Records to use:
□ □ □ □
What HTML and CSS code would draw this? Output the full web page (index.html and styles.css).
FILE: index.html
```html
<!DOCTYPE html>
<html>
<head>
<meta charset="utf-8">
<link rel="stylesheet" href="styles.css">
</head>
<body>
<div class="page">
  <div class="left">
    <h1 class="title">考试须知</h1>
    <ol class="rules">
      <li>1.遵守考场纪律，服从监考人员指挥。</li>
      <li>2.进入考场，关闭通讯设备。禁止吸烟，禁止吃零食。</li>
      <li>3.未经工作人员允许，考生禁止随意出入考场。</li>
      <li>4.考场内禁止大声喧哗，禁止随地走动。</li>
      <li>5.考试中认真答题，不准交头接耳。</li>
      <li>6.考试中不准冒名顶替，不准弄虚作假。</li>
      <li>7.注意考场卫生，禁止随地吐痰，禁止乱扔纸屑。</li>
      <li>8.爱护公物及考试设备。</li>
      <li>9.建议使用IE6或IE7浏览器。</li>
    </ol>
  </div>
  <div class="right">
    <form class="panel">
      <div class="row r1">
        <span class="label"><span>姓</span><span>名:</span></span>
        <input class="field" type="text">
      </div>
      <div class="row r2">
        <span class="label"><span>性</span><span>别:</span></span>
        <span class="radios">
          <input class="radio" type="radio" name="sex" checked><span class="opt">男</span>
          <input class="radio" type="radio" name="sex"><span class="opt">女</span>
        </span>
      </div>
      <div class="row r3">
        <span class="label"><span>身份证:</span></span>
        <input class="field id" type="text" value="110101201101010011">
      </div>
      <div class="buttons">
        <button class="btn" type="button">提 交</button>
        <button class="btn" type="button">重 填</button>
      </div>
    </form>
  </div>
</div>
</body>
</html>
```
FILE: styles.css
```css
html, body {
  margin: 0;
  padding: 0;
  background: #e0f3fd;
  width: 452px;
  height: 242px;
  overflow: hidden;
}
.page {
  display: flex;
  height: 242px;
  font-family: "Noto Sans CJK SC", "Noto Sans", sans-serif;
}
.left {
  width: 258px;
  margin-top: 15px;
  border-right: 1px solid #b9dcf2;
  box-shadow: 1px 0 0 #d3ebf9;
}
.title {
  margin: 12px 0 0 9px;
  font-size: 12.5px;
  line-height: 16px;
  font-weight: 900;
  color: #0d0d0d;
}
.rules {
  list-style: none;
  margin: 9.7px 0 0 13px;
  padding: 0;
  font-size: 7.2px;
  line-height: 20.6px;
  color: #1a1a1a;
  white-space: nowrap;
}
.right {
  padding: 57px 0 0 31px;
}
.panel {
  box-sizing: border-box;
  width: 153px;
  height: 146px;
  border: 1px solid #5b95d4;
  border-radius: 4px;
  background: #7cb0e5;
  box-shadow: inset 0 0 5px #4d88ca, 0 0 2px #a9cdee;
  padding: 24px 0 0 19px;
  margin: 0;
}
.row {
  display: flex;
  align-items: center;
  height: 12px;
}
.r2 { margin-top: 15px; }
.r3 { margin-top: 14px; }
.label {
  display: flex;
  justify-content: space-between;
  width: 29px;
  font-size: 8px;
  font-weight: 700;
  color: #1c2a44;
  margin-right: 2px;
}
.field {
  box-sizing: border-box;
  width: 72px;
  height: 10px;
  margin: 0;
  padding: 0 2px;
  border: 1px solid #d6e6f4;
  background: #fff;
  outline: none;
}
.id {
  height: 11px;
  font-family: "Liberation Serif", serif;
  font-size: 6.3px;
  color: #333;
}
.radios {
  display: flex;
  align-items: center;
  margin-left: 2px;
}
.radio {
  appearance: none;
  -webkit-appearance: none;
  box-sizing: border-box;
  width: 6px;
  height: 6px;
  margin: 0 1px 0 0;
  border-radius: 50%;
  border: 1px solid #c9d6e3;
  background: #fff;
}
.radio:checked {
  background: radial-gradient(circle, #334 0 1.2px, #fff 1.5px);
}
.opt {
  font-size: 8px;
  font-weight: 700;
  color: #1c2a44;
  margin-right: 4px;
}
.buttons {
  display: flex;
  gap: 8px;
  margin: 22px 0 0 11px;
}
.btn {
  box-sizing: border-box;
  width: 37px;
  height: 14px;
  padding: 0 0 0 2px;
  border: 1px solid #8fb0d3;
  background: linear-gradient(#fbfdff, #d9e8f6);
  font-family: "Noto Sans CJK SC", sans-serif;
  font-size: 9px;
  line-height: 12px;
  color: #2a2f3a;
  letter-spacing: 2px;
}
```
□ □ □ □
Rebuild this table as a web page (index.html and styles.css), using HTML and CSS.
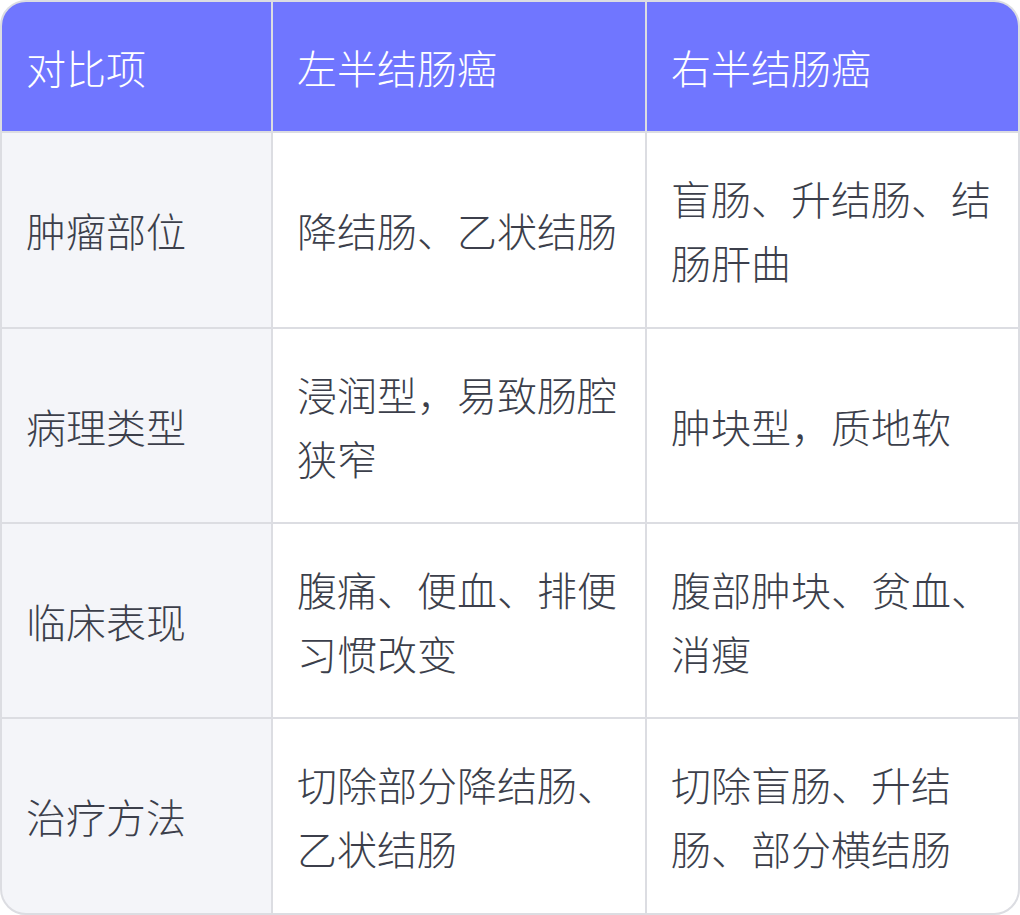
□ □ □ □
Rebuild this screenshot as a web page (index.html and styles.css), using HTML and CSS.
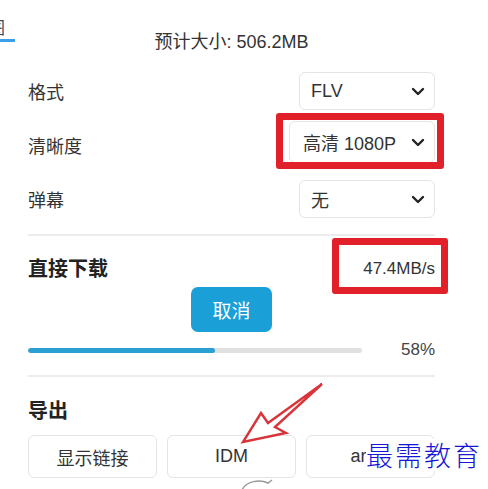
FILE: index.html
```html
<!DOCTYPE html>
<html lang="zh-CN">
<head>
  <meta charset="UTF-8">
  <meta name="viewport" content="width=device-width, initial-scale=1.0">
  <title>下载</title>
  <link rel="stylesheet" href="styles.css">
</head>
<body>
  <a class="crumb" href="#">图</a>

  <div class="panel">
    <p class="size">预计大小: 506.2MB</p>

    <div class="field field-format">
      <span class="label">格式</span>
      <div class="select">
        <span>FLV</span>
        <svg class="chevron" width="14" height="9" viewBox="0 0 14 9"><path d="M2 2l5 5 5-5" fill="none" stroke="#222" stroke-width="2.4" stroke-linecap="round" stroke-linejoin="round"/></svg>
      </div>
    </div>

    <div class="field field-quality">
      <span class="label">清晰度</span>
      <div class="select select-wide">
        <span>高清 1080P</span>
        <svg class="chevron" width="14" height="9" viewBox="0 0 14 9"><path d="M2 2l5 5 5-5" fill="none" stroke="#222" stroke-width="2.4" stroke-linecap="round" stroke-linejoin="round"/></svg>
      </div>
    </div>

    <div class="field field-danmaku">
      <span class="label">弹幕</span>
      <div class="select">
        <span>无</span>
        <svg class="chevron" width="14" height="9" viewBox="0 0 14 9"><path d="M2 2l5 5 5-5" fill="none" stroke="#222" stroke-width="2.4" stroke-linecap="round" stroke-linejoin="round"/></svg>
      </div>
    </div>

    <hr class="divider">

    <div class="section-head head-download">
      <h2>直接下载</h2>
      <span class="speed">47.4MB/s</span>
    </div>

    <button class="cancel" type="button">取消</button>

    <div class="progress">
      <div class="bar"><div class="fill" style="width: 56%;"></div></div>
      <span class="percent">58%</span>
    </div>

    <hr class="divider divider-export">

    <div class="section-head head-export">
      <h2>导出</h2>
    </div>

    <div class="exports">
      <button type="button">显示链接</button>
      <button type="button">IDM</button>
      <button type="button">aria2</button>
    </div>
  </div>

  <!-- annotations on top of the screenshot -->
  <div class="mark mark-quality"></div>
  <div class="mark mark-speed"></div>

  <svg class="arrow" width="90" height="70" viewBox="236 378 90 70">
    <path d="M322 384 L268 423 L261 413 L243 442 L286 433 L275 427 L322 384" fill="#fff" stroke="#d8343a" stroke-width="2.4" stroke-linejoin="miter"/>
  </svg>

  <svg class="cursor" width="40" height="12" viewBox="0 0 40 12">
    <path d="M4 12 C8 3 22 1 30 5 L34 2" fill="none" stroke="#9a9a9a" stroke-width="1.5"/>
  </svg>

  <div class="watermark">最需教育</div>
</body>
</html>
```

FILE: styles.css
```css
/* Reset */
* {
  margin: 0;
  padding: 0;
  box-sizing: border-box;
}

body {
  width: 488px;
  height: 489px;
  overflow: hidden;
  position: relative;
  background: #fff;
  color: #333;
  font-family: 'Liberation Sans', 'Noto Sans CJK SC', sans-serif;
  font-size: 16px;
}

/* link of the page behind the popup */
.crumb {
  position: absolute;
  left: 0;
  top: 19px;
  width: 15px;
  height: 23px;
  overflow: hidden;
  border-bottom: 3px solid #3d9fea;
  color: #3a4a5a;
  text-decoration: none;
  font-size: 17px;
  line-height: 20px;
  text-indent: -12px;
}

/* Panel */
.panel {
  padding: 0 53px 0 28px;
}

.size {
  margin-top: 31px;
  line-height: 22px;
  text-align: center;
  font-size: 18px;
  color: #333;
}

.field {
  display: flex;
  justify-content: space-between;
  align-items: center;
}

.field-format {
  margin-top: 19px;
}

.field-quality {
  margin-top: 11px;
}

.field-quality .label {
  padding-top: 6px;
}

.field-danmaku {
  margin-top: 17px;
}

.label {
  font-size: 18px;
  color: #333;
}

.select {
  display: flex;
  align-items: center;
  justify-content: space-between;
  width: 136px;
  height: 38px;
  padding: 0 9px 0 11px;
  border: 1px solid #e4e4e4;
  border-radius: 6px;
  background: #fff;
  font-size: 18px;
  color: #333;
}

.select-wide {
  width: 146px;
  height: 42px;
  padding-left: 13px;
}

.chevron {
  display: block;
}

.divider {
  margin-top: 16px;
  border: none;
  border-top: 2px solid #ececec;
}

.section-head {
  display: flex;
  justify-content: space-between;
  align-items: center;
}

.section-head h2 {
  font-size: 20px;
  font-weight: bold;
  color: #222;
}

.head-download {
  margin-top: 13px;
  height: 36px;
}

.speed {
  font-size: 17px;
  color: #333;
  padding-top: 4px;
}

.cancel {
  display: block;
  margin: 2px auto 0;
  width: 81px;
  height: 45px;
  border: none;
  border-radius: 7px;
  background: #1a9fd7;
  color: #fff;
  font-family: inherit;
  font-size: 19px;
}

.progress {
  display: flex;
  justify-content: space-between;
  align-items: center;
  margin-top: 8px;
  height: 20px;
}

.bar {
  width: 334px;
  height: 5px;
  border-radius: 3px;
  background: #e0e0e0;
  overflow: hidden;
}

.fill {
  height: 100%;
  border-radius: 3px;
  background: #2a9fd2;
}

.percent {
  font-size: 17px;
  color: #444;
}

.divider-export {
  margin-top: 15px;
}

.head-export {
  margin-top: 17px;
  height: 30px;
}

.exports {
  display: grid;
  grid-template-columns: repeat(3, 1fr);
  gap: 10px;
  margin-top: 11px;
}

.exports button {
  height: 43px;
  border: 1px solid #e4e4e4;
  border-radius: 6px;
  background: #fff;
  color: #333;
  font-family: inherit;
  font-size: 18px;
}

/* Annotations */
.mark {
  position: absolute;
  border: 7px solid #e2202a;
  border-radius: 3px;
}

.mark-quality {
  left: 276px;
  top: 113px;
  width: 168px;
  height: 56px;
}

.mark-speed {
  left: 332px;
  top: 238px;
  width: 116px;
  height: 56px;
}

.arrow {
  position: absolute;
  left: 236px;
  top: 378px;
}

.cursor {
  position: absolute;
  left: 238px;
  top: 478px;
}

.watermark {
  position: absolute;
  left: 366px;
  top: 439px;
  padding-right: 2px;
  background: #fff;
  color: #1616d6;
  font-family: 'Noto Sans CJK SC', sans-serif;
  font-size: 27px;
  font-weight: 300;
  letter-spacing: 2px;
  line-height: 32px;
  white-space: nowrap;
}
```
□ □ □ □
Written exercise: Looking at the data above, show all lines where the word "this" occurs.

Solution below:
What HTML and CSS code would draw this? Output the full web page (index.html and styles.css).
Rebuild this table as a web page (index.html and styles.css), using HTML and CSS.
Rebuild this screenshot as a web page (index.html and styles.css), using HTML and CSS.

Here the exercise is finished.